The city already has its share of towers, many of them five-star hotels offering knock-down rates. During my stay, the Movenpick (which boasts another rooftop bar) had slashed published rates from around $300 to $120. Colombo’s hidden gems, though, are its boutique properties, including the very zen converted villa Zylan and nearby Tintagel, a 1930s mansion where Charles and Camilla stayed in 2013. Both were woefully under-occupied with rates less than regal.
It’s a similar story when I take to the hills near Kandy, traversing a plunging V-shaped valley in which a river gushes over rocks interspersed with towering eucalyptus trees. Even through the monsoonal mist, it’s uplifting.

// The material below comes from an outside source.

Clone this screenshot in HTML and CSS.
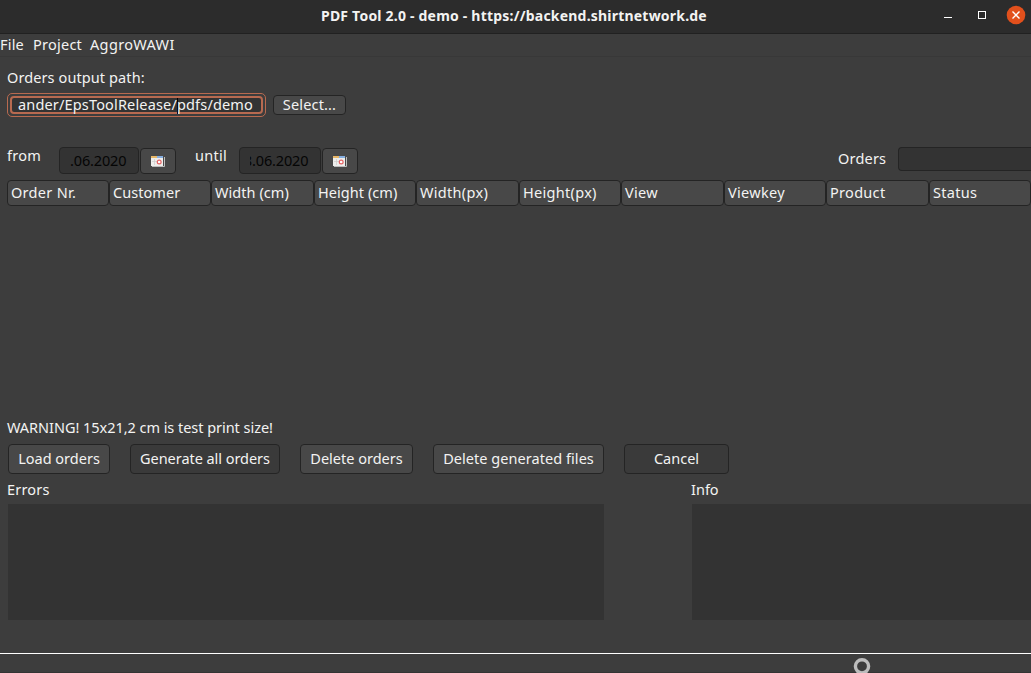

We climb to almost 2,000 metres where it’s clearer and where Madulkelle, a purpose-built boutique hotel, sits among the glow of young green tea plants. The hotel is seemingly at the top of Sri Lanka and from my deluxe tent, I see the sunrise over the Knuckles Mountain Range. The terrain means you need to be agile to stay here, and I am breathless when I arrive in the restaurant where we are the only guests.
Tea picking is not a career choice for Sri Lanka’s young and the hotel’s French owner has made it his mission to teach locals new skills. One, Kumar, takes us trekking through the plantation and shows us guava, coffee and more eucalyptus, cultivated by British colonisers to make railway sleepers and dry tea.
There is another British import, a pine copse that smells delightful but the mountains around us are dotted with native cedar-like paramara trees and we spot kingfisher-shaped Asian green bee-eaters. We descend following a stream, disturbing a huge Garadiya rat snake that shoots off. At nearly two metres long, it’s alarming, but I’m assured, harmless.
Our two-hour trek is a great introduction to Sri Lanka’s rural interior, but there is a more substantial offering with the opening of the 300km Pekoe Trail that begins near the Ceylon Tea Museum outside Kandy. The trail’s attraction is that it is not one long hike; it is shaped like an inverted question mark, meaning you can stay in one place and tackle many of the 22 stages.
We begin at stage one and pass Hantana Mountain Range, whereIndiana Jones and the Temple of Doom and The Bridge on the River Kwai were filmed. Signposting, using QR codes, is in place here and will be throughout by the official opening in July. The EU-funded initiative hopes to persuade locals to open small businesses providing refreshment and accommodation and as we walk, I get the impression they are genuinely excited to see visitors in such a remote spot.
The landscape is dramatic, with scarlet flowered-African tulip trees used as plantation markers and white Buddhist stupas emerging from the immense greenery. There are few mosquitoes and, while we encounter no snakes, one species does emerge from the greenery: leeches. I remove them from my legs, having foolishly declined the loan of special socks, but lunching later at the gorgeous Coffee Bungalow hotel I’m embarrassed as I rise from the table to find a large bloodstain on my stomach where one has feasted. It’s unpleasant, but would never deter me from tackling more of the Pekoe.
I was introduced to the trail by one of its biggest exponents, Thushni de Silva from Experience Travel Group, who sees it as a new attraction for Kandy. She spent lockdown developing tours in anticipation visitors will return soon.
“We decided to keep busy and keep our spirits up, so when it does come back, we will be better than before,” she says. “A lot of people want to help Sri Lanka, but they think they will use up the resources. They don’t realise the best way to help Sri Lanka is to enjoy Sri Lanka.” She is correct; there has probably never been a better – or more important - time to visit.